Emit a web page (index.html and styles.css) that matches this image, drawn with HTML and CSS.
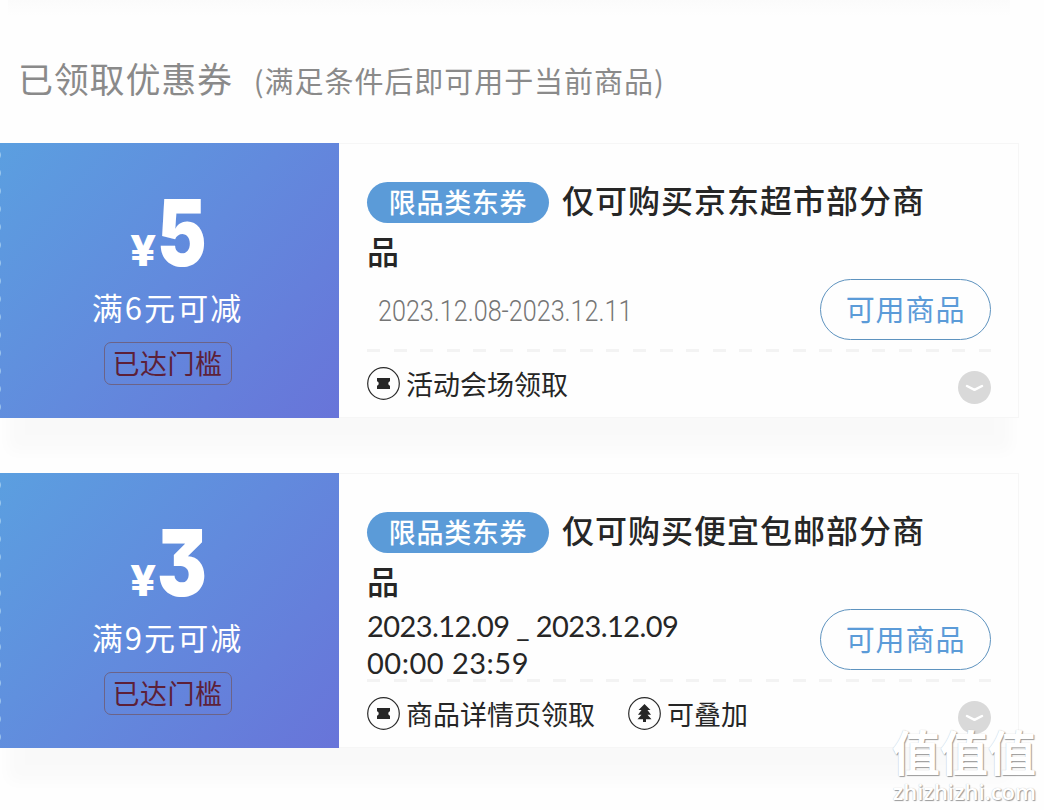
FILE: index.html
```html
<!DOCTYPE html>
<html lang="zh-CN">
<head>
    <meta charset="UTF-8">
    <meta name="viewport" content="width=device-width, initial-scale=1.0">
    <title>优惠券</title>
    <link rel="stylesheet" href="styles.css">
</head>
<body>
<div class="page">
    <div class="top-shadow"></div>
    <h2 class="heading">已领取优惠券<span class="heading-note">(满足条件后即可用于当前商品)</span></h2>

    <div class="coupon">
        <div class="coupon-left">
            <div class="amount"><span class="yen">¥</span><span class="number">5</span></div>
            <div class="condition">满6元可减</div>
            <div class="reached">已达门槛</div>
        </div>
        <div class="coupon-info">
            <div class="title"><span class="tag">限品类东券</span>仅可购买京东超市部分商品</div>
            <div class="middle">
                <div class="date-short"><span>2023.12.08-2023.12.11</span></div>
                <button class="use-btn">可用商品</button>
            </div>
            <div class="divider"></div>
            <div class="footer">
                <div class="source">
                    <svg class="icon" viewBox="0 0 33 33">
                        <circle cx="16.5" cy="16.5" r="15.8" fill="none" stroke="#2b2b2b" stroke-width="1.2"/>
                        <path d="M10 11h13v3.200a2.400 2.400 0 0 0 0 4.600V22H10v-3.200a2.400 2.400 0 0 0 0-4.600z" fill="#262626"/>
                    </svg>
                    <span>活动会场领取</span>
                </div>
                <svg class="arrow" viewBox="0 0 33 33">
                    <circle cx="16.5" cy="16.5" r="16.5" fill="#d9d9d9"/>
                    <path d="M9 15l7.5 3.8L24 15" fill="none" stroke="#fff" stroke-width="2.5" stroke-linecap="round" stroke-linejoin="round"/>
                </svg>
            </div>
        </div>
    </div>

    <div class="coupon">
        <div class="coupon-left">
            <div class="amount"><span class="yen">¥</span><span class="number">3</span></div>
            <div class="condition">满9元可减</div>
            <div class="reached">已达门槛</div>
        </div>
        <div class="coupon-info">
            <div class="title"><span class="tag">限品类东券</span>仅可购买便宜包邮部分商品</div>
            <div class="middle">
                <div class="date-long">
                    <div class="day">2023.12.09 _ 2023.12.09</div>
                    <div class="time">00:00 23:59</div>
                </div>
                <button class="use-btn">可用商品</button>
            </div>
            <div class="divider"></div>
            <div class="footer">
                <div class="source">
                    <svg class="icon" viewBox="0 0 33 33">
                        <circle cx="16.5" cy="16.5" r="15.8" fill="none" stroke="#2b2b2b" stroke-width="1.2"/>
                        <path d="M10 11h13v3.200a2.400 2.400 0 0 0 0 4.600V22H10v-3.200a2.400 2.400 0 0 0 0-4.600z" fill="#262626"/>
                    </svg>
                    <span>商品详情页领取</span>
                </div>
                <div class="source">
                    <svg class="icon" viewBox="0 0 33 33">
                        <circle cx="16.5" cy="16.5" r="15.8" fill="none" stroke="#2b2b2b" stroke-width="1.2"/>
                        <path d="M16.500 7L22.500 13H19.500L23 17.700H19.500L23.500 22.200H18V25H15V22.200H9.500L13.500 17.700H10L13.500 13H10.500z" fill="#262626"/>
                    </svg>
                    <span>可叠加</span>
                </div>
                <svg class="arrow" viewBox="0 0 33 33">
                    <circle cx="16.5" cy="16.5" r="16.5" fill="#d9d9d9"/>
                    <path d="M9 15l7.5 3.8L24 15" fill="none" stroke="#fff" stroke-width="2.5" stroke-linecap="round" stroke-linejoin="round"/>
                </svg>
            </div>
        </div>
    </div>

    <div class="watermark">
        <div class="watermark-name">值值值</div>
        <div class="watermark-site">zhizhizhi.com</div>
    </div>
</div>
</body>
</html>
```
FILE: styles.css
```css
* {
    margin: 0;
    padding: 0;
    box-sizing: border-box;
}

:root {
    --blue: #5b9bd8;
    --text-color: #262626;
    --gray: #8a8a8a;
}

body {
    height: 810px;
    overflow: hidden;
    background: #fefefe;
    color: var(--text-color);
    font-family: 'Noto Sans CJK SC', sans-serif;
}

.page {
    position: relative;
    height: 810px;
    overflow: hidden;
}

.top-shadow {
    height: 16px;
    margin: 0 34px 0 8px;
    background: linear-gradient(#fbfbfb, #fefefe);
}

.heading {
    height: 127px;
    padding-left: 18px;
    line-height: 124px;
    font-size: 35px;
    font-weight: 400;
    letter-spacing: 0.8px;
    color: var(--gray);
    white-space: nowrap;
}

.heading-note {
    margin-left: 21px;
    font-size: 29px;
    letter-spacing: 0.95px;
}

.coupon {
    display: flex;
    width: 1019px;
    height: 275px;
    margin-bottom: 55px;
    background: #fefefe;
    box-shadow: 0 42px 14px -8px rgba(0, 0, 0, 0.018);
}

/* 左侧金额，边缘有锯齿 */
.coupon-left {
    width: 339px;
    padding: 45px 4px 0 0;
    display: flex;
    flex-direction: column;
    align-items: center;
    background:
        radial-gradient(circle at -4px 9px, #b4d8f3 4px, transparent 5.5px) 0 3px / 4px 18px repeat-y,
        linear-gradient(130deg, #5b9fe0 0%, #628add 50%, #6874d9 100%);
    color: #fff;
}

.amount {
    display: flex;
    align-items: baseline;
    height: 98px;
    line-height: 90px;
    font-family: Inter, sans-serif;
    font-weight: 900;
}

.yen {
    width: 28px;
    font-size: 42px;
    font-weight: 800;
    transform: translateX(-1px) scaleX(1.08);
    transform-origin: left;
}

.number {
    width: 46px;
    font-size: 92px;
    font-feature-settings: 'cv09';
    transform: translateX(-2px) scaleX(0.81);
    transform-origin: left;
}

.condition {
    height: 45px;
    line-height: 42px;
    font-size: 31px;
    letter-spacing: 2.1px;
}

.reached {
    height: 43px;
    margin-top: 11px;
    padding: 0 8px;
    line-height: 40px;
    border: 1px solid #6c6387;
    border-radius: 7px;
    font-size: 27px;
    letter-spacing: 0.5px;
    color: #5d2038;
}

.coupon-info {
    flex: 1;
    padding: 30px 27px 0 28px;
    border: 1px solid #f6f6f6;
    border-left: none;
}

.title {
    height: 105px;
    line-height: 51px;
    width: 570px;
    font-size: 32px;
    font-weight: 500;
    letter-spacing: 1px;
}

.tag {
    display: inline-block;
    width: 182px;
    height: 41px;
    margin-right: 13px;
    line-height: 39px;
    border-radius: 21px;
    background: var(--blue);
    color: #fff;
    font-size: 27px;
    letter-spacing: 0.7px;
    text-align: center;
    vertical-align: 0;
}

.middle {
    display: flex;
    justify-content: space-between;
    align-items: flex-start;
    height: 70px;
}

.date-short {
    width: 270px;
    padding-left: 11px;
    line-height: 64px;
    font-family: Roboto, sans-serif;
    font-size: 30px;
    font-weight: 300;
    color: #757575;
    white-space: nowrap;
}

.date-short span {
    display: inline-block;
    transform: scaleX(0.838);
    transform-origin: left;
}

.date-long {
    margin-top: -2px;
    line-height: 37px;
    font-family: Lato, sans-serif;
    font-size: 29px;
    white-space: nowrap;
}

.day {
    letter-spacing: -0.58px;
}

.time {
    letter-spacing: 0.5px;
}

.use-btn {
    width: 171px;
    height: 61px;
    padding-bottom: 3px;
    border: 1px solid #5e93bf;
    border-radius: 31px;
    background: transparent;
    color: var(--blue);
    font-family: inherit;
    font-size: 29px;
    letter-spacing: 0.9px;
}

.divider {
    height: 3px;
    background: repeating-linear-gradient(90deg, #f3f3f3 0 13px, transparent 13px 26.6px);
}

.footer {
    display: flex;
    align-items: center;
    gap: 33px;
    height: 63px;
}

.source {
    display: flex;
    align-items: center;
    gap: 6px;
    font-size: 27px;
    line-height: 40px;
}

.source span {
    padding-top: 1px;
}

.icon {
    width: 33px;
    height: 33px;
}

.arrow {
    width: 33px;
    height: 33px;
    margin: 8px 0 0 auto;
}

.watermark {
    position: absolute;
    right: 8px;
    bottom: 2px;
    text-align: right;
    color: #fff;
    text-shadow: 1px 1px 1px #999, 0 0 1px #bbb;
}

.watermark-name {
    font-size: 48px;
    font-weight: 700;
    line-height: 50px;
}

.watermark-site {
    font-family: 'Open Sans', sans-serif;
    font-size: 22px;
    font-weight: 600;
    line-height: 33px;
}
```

+--

# Task instructions
Go through the material and select each line with the string "index" in it.

# Result
Emit a web page (index.html and styles.css) that matches this image, drawn with HTML and CSS.
FILE: index.html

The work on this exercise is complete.